When I got back from my week cruise, I had written 106 pages of Jezebel's sequel by hand, poolside. I'd meant to finish the last 6 chapters of volume 2 of Temple of the Traveler; however, I'd hit a snag over the geography of the final battle. I couldn't write more until I did some research on Alpine rivers and lakes. Still, those are the sorts of weeks you want. And I had the rest of December off!
After a few days of hand-drawing the detailed map for the last battle, I had to edit "Doors to Eternity" for a week--including three rewrites to chapter 8. Then I had to invent my own origami butterfly for the paperback version of Jezebel and buy three kinds of metallic gold paper from an hour's drive away. This week I'm finally back into the groove.
- Monday: 10 double-space pages to finish the last chapter I did before leaving.
- Tuesday: rewrite yesterday's chapter and add 2.5 pages on a battle that finished in another part of the world that makes this battle the crux.
- Wednesday: rewrite yesterday's battle scene, add one page, and deduce that I sent my warship to the wrong place in chapter 3. Fix chapter 3 and every other ship reference in BOTH volumes. Name the flagship the Beauty.
- Thursday: 6 pages of preparation for the final battle. Everything is going smoothly again, right? NO! At lunch time, my star seeress character (blasted primadonna) gets halfway to her assigned location to fulfill her destiny, and she decides to write a new tenet to her religion -- the whole woman's perogative thing. If it means losing her new boyfriend, screw destiny. She's going to break a few rules. So now, we've got a rogue MC rampaging through the countryside. She's carrying a key component to a ritual the whole book is about as well as the god-forged crown she's supposed to be handing to another main character tomorrow. What's she thinking? The kids will be home by 3:00 and I have to wrap presents!

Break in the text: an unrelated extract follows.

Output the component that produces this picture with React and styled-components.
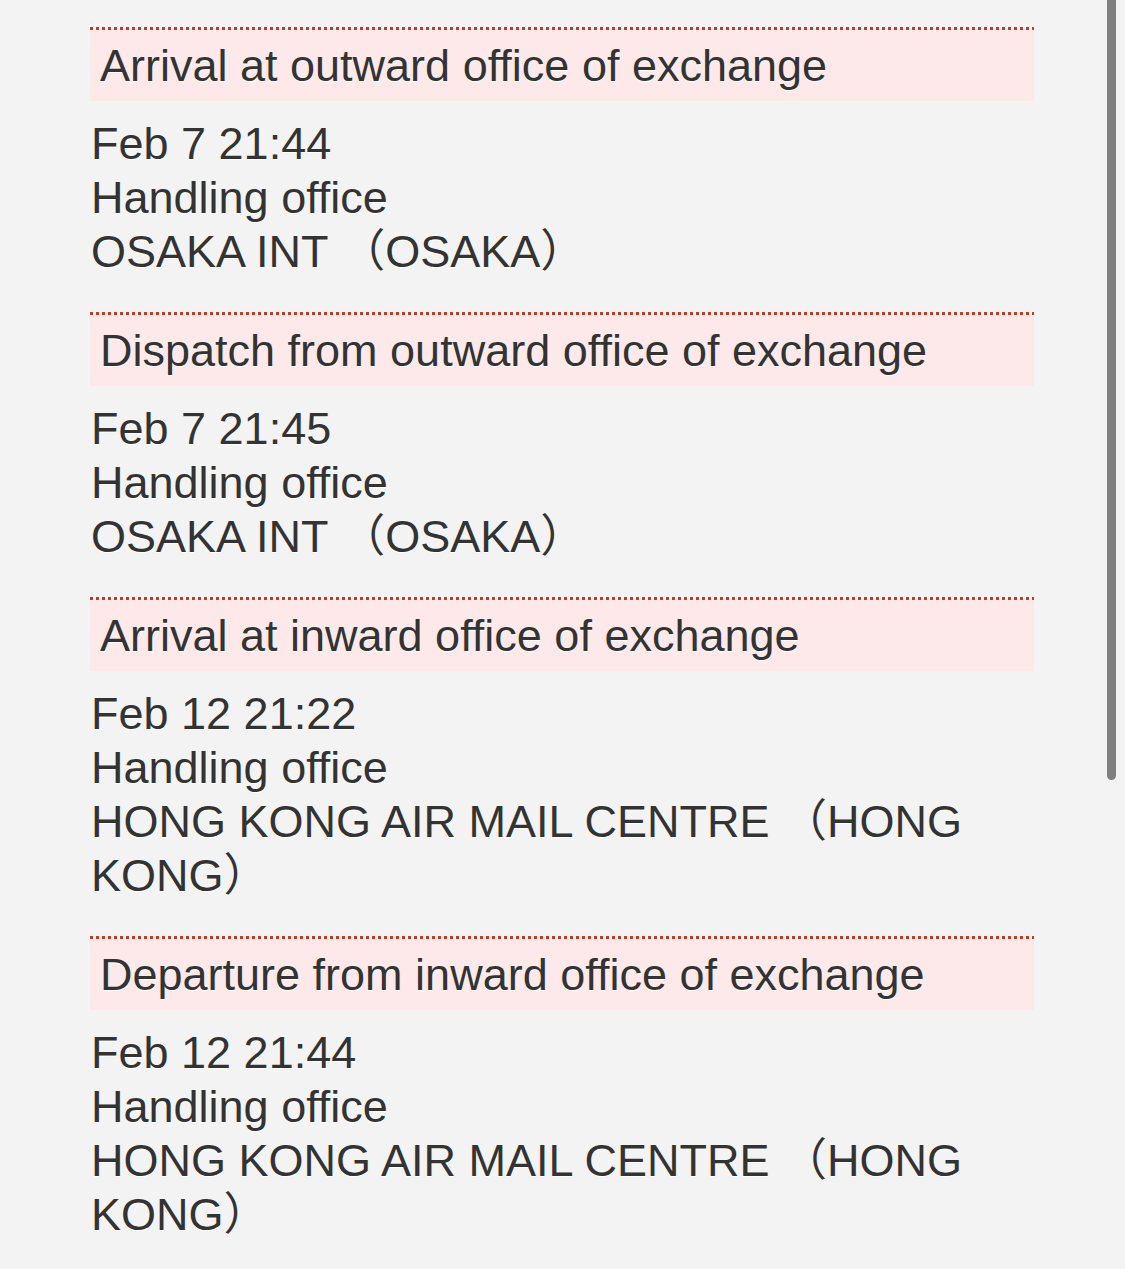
import React from "react";
import styled, { createGlobalStyle } from "styled-components";

const Global = createGlobalStyle`
  html, body {
    margin: 0;
    padding: 0;
    background: #f3f3f3;
  }
  body {
    font-family: "Liberation Sans", Arial, "Noto Sans CJK JP", sans-serif;
    color: #333;
    overflow: hidden;
  }
`;

const Page = styled.div`
  position: relative;
  min-height: 1269px;
  padding: 27px 91px 0 90px;
  box-sizing: border-box;
`;

const Section = styled.section`
  display: flex;
  flex-direction: column;
  padding-bottom: 33px;
`;

const Header = styled.h2`
  position: relative;
  margin: 3px 0 0;
  height: 71px;
  padding: 0 0 0 10px;
  background-color: #fde9e9;
  display: flex;
  align-items: center;
  font-size: 45px;
  font-weight: normal;
  color: #333;
  text-shadow: 0 1px 0 #fff;
  white-space: nowrap;

  &::before {
    content: "";
    position: absolute;
    left: 0;
    right: 0;
    top: -3px;
    height: 3px;
    background-image: linear-gradient(to right, #c63a23 50%, transparent 50%);
    background-size: 6px 3px;
    background-repeat: repeat-x;
  }
`;

const Body = styled.div`
  margin-top: 16px;
  padding-left: 1px;
  font-size: 45px;
  line-height: 54px;
  text-shadow: 0 1px 0 #fff;
`;

const Line = styled.div``;

const Scroll = styled.div`
  position: absolute;
  top: 0;
  left: 1107px;
  width: 9px;
  height: 780px;
  background: #7f7f7f;
  border-radius: 0 0 5px 5px;
`;

const events = [
  {
    title: "Arrival at outward office of exchange",
    date: "Feb 7 21:44",
    office: "OSAKA INT （OSAKA）",
  },
  {
    title: "Dispatch from outward office of exchange",
    date: "Feb 7 21:45",
    office: "OSAKA INT （OSAKA）",
  },
  {
    title: "Arrival at inward office of exchange",
    date: "Feb 12 21:22",
    office: "HONG KONG AIR MAIL CENTRE （HONG KONG）",
  },
  {
    title: "Departure from inward office of exchange",
    date: "Feb 12 21:44",
    office: "HONG KONG AIR MAIL CENTRE （HONG KONG）",
  },
];

export default function App() {
  return (
    <>
      <Global />
      <Page>
        {events.map((e, i) => (
          <Section key={i}>
            <Header>{e.title}</Header>
            <Body>
              <Line>{e.date}</Line>
              <Line>Handling office</Line>
              <Line>{e.office}</Line>
            </Body>
          </Section>
        ))}
        <Scroll />
      </Page>
    </>
  );
}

My plot chart said I only had 4 chapters left; I might have been able to finish that by Christmas Day with the kids home. What the heck, we'll roll with it. Maybe this will work out, or at least she'll get this rebellion out of her system. But now this is going to exceed my target length, requiring more trimming. My point is--every day I chew on a mix of concrete and jello. When I present the finished product, the reader won't know which was which. It's myjob to present a seamless illusion. I've got till February till my line-editor gets the draft.
Wow, you certainly are doing well. I'm having trouble keep my own writing going because everything else is sucking so much of my time. However, the sequel to Invisible Dawn is plodding along and Strange Circumstances is almost ready for the editor. I'm glad things are going well with you and hope you had a great holiday.